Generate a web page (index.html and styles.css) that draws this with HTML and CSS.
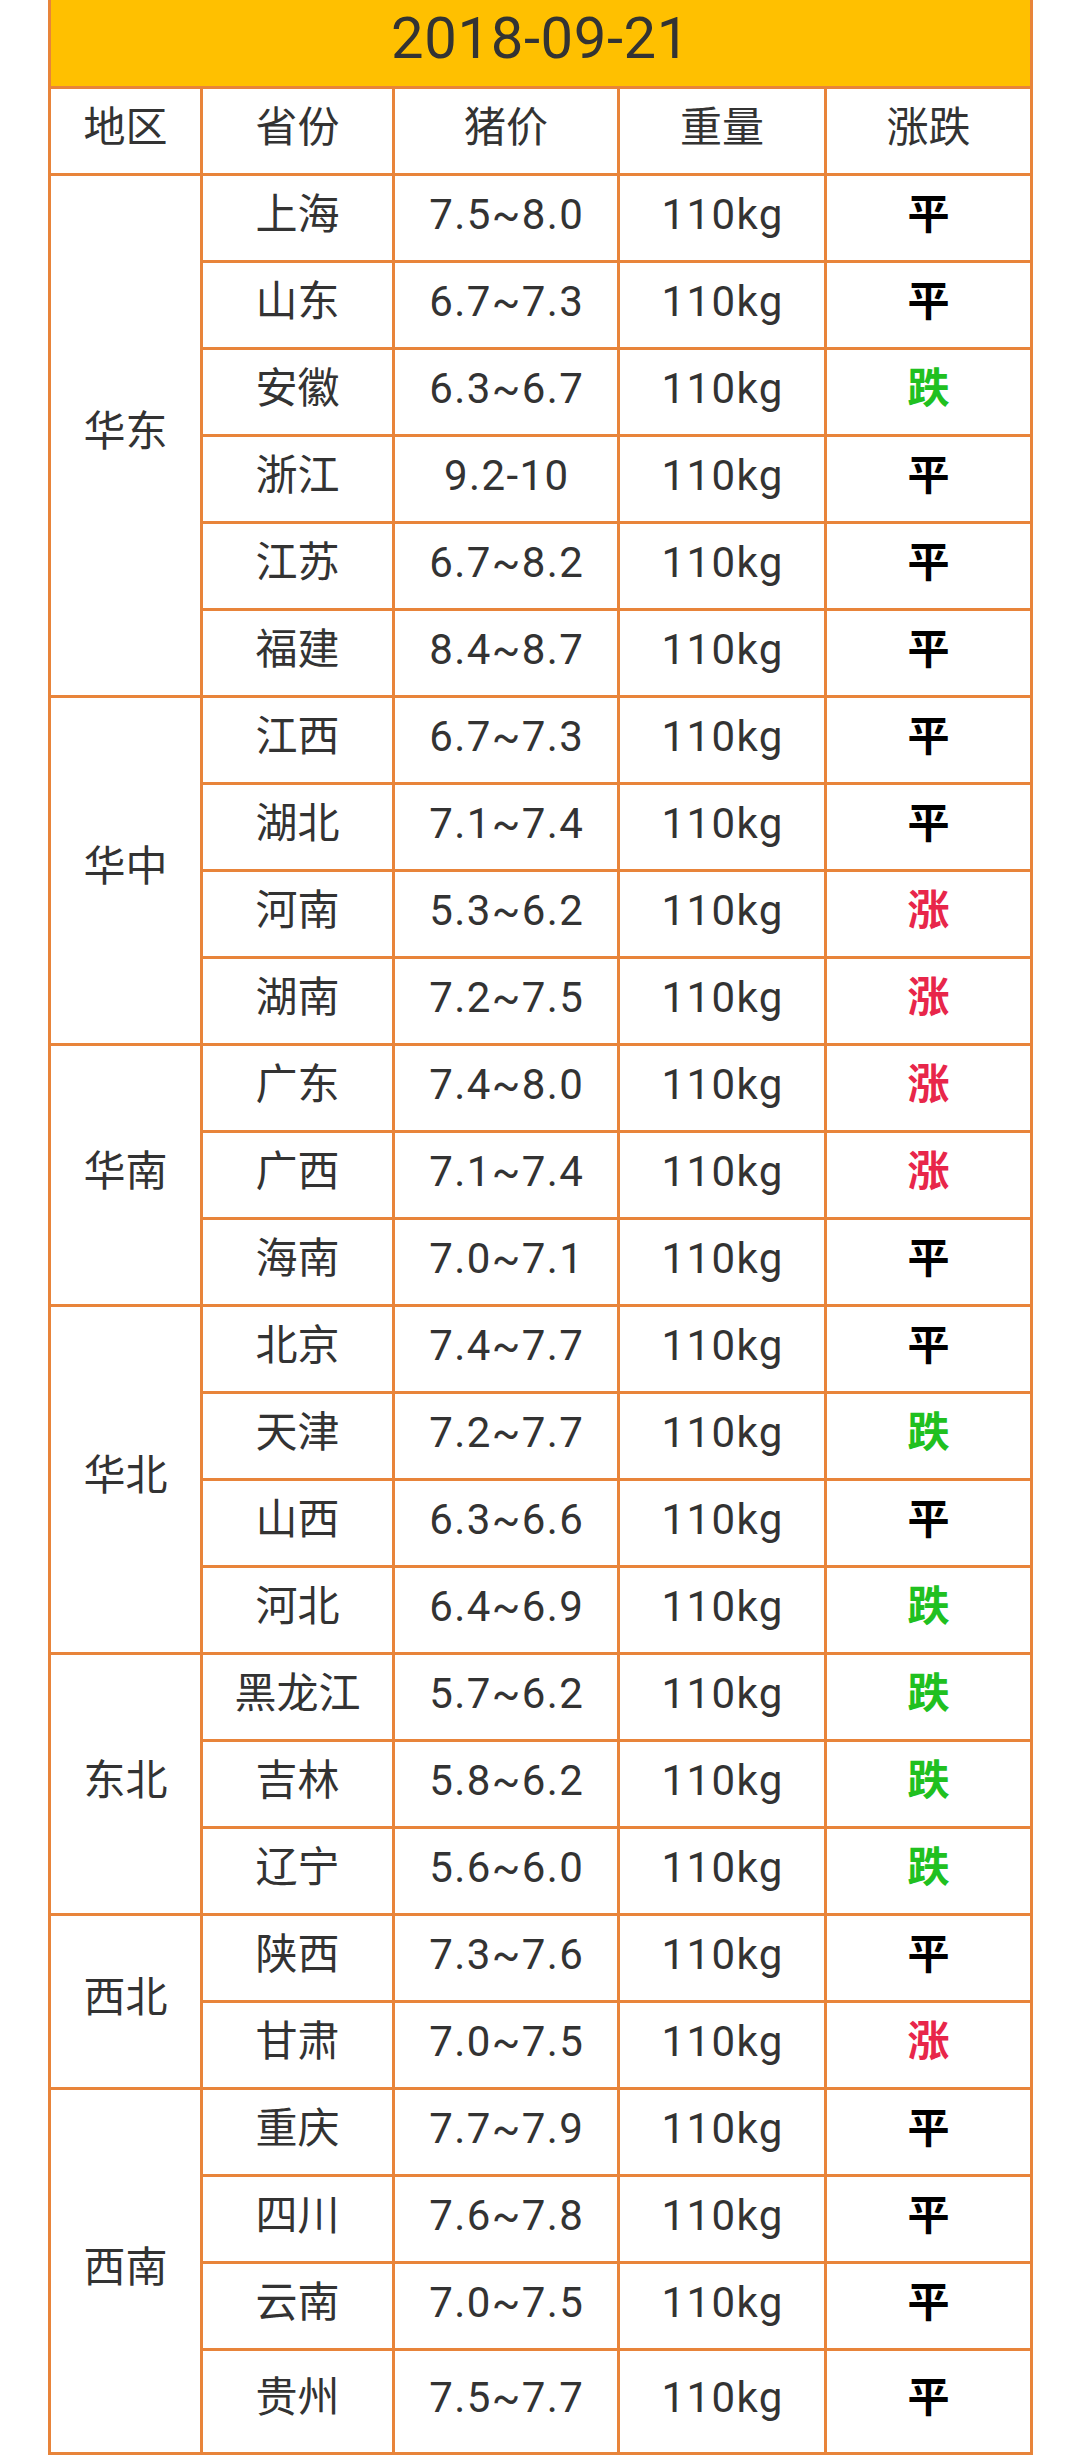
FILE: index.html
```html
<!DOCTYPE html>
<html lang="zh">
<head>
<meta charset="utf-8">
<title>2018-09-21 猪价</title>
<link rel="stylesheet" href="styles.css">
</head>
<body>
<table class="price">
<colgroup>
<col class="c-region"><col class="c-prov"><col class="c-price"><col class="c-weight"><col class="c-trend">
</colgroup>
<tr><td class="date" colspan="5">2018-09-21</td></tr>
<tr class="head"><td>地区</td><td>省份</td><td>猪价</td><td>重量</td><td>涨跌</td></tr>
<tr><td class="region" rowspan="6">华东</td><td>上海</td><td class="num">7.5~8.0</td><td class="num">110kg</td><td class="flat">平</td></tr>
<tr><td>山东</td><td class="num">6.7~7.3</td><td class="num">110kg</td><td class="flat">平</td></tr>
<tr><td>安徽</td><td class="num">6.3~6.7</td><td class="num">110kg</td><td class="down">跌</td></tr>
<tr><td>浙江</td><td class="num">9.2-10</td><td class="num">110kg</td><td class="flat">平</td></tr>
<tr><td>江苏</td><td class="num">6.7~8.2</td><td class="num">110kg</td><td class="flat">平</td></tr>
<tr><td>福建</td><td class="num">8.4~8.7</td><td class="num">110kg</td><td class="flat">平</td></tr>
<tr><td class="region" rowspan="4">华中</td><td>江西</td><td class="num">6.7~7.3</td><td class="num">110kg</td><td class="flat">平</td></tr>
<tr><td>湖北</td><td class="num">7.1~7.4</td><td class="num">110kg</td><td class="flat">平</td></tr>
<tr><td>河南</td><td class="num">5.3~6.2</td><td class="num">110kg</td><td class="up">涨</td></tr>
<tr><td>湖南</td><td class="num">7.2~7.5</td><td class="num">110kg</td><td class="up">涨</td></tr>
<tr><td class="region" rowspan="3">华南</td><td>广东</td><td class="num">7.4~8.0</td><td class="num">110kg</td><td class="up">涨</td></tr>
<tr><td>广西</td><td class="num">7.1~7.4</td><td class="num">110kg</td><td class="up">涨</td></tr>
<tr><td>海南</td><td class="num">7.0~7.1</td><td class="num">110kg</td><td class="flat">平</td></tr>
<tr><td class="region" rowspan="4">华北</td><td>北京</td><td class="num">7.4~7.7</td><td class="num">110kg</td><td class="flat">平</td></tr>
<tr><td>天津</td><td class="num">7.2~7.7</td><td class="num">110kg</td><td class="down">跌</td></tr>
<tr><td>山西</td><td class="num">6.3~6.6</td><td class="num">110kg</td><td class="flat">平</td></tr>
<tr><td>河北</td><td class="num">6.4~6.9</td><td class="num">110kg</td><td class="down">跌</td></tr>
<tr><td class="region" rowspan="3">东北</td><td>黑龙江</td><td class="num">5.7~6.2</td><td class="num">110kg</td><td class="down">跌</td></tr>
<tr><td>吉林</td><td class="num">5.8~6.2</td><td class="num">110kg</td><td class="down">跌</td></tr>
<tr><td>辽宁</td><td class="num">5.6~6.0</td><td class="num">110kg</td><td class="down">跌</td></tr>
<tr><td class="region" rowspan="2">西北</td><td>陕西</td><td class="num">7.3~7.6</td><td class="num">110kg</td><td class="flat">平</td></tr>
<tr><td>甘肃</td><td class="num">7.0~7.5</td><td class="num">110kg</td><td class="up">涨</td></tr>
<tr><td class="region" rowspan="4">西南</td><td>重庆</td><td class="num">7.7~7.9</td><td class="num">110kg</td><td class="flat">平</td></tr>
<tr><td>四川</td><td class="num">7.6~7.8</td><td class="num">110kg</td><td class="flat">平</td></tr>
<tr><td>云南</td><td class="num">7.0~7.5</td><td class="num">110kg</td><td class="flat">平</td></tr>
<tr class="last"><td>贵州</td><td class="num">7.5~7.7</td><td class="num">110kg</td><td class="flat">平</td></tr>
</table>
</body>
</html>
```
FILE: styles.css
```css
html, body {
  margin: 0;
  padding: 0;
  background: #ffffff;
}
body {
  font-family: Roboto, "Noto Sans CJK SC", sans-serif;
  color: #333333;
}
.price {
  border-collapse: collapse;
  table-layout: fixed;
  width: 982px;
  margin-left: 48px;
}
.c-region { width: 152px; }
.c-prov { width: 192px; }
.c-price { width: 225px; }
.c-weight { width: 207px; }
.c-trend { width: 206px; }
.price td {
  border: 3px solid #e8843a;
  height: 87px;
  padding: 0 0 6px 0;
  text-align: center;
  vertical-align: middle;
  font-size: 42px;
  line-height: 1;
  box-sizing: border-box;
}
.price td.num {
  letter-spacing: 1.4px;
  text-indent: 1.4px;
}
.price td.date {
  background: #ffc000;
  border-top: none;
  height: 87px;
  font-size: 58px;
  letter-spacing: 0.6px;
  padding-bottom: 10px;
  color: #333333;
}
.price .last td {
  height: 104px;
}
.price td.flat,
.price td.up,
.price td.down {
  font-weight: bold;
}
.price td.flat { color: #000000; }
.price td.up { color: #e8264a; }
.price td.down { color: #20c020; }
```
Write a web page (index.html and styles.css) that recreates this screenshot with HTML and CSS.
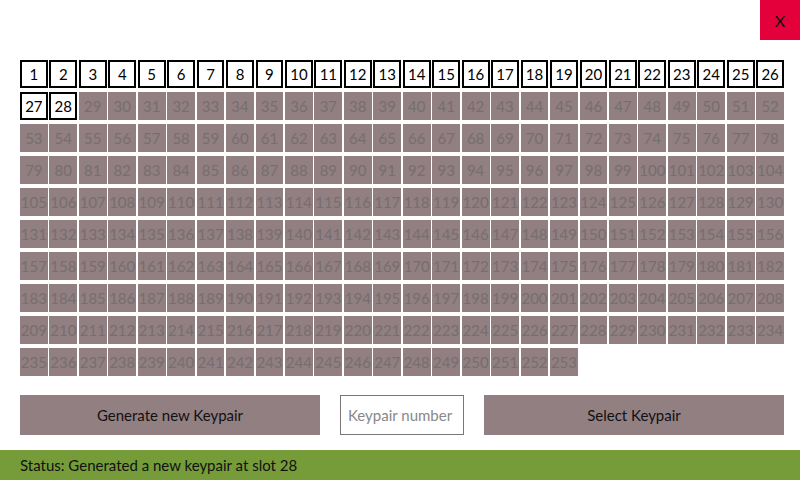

• • • •

> Aim
Copy the listing over exactly, skipping the pictures it holds.

> Answer
Generate a web page (index.html and styles.css) that draws this with HTML and CSS.
FILE: index.html
```html
<!DOCTYPE html>
<html lang="zh">
<head>
<meta charset="utf-8">
<title>2018-09-21 猪价</title>
<link rel="stylesheet" href="styles.css">
</head>
<body>
<table class="price">
<colgroup>
<col class="c-region"><col class="c-prov"><col class="c-price"><col class="c-weight"><col class="c-trend">
</colgroup>
<tr><td class="date" colspan="5">2018-09-21</td></tr>
<tr class="head"><td>地区</td><td>省份</td><td>猪价</td><td>重量</td><td>涨跌</td></tr>
<tr><td class="region" rowspan="6">华东</td><td>上海</td><td class="num">7.5~8.0</td><td class="num">110kg</td><td class="flat">平</td></tr>
<tr><td>山东</td><td class="num">6.7~7.3</td><td class="num">110kg</td><td class="flat">平</td></tr>
<tr><td>安徽</td><td class="num">6.3~6.7</td><td class="num">110kg</td><td class="down">跌</td></tr>
<tr><td>浙江</td><td class="num">9.2-10</td><td class="num">110kg</td><td class="flat">平</td></tr>
<tr><td>江苏</td><td class="num">6.7~8.2</td><td class="num">110kg</td><td class="flat">平</td></tr>
<tr><td>福建</td><td class="num">8.4~8.7</td><td class="num">110kg</td><td class="flat">平</td></tr>
<tr><td class="region" rowspan="4">华中</td><td>江西</td><td class="num">6.7~7.3</td><td class="num">110kg</td><td class="flat">平</td></tr>
<tr><td>湖北</td><td class="num">7.1~7.4</td><td class="num">110kg</td><td class="flat">平</td></tr>
<tr><td>河南</td><td class="num">5.3~6.2</td><td class="num">110kg</td><td class="up">涨</td></tr>
<tr><td>湖南</td><td class="num">7.2~7.5</td><td class="num">110kg</td><td class="up">涨</td></tr>
<tr><td class="region" rowspan="3">华南</td><td>广东</td><td class="num">7.4~8.0</td><td class="num">110kg</td><td class="up">涨</td></tr>
<tr><td>广西</td><td class="num">7.1~7.4</td><td class="num">110kg</td><td class="up">涨</td></tr>
<tr><td>海南</td><td class="num">7.0~7.1</td><td class="num">110kg</td><td class="flat">平</td></tr>
<tr><td class="region" rowspan="4">华北</td><td>北京</td><td class="num">7.4~7.7</td><td class="num">110kg</td><td class="flat">平</td></tr>
<tr><td>天津</td><td class="num">7.2~7.7</td><td class="num">110kg</td><td class="down">跌</td></tr>
<tr><td>山西</td><td class="num">6.3~6.6</td><td class="num">110kg</td><td class="flat">平</td></tr>
<tr><td>河北</td><td class="num">6.4~6.9</td><td class="num">110kg</td><td class="down">跌</td></tr>
<tr><td class="region" rowspan="3">东北</td><td>黑龙江</td><td class="num">5.7~6.2</td><td class="num">110kg</td><td class="down">跌</td></tr>
<tr><td>吉林</td><td class="num">5.8~6.2</td><td class="num">110kg</td><td class="down">跌</td></tr>
<tr><td>辽宁</td><td class="num">5.6~6.0</td><td class="num">110kg</td><td class="down">跌</td></tr>
<tr><td class="region" rowspan="2">西北</td><td>陕西</td><td class="num">7.3~7.6</td><td class="num">110kg</td><td class="flat">平</td></tr>
<tr><td>甘肃</td><td class="num">7.0~7.5</td><td class="num">110kg</td><td class="up">涨</td></tr>
<tr><td class="region" rowspan="4">西南</td><td>重庆</td><td class="num">7.7~7.9</td><td class="num">110kg</td><td class="flat">平</td></tr>
<tr><td>四川</td><td class="num">7.6~7.8</td><td class="num">110kg</td><td class="flat">平</td></tr>
<tr><td>云南</td><td class="num">7.0~7.5</td><td class="num">110kg</td><td class="flat">平</td></tr>
<tr class="last"><td>贵州</td><td class="num">7.5~7.7</td><td class="num">110kg</td><td class="flat">平</td></tr>
</table>
</body>
</html>
```
FILE: styles.css
```css
html, body {
  margin: 0;
  padding: 0;
  background: #ffffff;
}
body {
  font-family: Roboto, "Noto Sans CJK SC", sans-serif;
  color: #333333;
}
.price {
  border-collapse: collapse;
  table-layout: fixed;
  width: 982px;
  margin-left: 48px;
}
.c-region { width: 152px; }
.c-prov { width: 192px; }
.c-price { width: 225px; }
.c-weight { width: 207px; }
.c-trend { width: 206px; }
.price td {
  border: 3px solid #e8843a;
  height: 87px;
  padding: 0 0 6px 0;
  text-align: center;
  vertical-align: middle;
  font-size: 42px;
  line-height: 1;
  box-sizing: border-box;
}
.price td.num {
  letter-spacing: 1.4px;
  text-indent: 1.4px;
}
.price td.date {
  background: #ffc000;
  border-top: none;
  height: 87px;
  font-size: 58px;
  letter-spacing: 0.6px;
  padding-bottom: 10px;
  color: #333333;
}
.price .last td {
  height: 104px;
}
.price td.flat,
.price td.up,
.price td.down {
  font-weight: bold;
}
.price td.flat { color: #000000; }
.price td.up { color: #e8264a; }
.price td.down { color: #20c020; }
```
Write a web page (index.html and styles.css) that recreates this screenshot with HTML and CSS.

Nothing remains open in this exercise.